> **Problem**:
Check each line of the data for "image" and select those that have it.

> **Provided data**:
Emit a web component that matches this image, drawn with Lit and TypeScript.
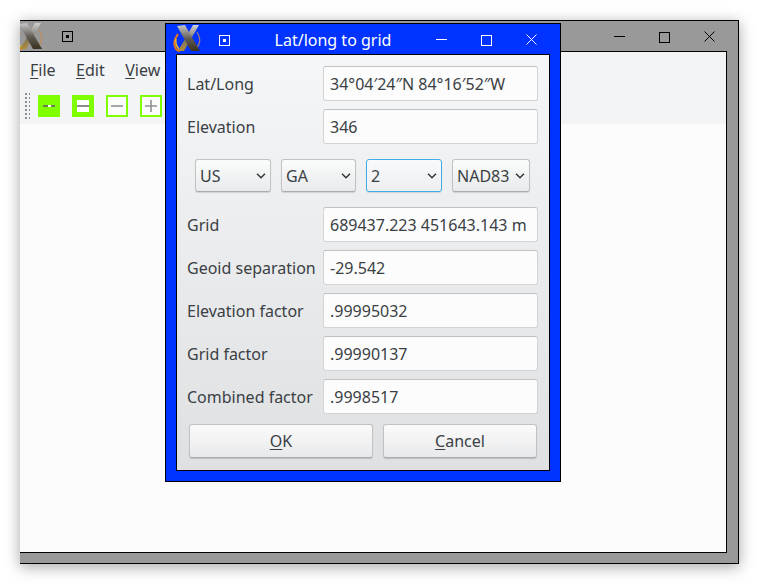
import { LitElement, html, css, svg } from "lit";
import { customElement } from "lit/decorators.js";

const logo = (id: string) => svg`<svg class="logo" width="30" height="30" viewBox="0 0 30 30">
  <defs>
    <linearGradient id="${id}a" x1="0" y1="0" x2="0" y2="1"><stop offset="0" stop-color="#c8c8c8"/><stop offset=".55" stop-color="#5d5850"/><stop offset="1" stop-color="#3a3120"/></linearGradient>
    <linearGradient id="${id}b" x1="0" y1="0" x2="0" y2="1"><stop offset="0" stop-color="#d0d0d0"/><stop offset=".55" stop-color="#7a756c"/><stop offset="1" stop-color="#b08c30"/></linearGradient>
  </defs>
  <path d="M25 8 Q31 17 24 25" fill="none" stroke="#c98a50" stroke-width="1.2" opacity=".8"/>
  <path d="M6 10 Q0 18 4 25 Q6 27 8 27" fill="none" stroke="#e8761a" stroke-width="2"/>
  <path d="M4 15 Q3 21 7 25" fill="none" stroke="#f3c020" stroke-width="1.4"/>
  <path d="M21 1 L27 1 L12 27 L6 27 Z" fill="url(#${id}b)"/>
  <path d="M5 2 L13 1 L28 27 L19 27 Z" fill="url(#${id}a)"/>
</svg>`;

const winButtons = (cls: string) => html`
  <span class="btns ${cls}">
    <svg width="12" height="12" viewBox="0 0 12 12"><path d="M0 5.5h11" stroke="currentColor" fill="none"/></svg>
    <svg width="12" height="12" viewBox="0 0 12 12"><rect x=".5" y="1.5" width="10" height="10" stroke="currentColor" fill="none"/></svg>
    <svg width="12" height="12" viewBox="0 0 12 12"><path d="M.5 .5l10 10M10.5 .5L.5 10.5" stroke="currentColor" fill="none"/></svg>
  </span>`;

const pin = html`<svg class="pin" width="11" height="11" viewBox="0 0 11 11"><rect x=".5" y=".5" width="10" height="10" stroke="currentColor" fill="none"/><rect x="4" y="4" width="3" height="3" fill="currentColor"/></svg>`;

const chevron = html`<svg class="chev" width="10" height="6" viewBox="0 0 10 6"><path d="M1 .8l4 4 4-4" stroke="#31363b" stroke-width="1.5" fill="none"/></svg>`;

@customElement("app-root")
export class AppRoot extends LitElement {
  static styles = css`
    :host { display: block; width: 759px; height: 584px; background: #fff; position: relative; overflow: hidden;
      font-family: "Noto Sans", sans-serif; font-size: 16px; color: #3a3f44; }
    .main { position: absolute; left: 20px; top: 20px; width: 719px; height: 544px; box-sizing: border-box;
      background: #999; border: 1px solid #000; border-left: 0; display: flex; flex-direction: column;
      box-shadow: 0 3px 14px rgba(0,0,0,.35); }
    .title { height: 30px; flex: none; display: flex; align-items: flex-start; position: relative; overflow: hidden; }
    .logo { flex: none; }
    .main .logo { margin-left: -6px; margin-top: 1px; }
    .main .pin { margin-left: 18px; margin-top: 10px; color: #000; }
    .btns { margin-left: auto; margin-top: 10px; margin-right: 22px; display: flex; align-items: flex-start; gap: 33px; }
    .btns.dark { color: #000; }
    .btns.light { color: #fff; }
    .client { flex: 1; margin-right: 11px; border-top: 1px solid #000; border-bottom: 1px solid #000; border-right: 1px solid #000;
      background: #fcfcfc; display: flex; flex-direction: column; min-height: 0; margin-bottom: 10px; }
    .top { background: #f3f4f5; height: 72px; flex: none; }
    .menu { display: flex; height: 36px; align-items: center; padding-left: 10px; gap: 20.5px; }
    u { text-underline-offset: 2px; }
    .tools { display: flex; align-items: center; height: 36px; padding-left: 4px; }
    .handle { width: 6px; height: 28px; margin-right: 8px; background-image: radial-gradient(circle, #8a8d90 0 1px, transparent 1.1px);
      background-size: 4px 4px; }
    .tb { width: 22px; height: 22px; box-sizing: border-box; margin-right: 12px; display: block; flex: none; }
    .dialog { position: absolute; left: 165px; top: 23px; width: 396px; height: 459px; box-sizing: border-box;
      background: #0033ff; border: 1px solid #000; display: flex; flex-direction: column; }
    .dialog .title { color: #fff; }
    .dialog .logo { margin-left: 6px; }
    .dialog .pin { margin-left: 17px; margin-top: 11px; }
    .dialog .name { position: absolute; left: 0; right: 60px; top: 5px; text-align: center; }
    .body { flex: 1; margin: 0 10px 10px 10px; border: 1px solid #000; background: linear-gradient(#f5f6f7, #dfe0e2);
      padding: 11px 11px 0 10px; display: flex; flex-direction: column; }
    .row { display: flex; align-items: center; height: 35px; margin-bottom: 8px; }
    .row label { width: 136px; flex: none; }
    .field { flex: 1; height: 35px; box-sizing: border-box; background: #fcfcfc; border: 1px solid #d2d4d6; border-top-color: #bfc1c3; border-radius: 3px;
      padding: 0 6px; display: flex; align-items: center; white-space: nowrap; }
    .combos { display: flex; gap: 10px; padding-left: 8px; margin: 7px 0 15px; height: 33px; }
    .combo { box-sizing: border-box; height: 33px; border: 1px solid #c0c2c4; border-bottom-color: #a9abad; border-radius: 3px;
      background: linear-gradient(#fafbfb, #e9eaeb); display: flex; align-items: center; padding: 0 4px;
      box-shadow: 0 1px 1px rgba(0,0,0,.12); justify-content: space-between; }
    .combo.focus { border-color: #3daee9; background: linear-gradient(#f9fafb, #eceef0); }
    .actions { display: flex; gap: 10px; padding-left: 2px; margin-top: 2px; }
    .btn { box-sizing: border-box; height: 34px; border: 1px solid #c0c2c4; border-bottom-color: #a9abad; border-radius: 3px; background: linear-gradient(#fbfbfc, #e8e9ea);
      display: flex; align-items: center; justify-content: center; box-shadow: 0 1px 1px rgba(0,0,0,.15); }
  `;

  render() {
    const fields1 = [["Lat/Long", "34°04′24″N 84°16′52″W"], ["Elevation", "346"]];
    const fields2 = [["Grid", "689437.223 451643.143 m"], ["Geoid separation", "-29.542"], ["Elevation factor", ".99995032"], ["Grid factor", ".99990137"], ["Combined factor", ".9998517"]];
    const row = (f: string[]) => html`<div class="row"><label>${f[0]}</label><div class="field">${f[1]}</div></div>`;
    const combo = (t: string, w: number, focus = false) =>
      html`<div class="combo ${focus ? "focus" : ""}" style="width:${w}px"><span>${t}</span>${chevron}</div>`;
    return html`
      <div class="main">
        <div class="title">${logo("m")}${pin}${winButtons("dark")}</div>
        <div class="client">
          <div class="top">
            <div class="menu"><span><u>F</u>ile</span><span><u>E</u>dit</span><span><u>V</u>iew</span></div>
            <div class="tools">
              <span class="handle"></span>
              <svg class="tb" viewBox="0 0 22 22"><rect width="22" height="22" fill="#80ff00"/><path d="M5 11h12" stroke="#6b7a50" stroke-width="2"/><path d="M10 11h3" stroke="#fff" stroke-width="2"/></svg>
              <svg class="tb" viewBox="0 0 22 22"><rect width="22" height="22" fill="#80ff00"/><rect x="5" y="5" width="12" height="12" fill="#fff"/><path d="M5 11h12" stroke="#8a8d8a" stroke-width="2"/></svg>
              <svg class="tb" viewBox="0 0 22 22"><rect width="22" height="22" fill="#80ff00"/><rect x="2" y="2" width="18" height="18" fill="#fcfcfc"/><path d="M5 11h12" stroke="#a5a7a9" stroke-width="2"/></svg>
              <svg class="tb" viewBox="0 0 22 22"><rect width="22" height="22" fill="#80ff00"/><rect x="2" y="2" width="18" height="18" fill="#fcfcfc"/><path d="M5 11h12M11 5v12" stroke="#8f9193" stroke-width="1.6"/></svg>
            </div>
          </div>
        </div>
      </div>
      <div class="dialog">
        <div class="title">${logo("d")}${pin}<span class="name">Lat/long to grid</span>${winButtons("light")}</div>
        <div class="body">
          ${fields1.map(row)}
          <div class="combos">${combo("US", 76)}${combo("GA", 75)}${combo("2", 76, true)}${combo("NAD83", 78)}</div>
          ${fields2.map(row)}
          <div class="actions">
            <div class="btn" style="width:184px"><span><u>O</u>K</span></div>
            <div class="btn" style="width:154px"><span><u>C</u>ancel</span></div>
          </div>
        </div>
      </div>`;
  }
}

> **Task solution**:
Emit a web component that matches this image, drawn with Lit and TypeScript.
    .handle { width: 6px; height: 28px; margin-right: 8px; background-image: radial-gradient(circle, #8a8d90 0 1px, transparent 1.1px);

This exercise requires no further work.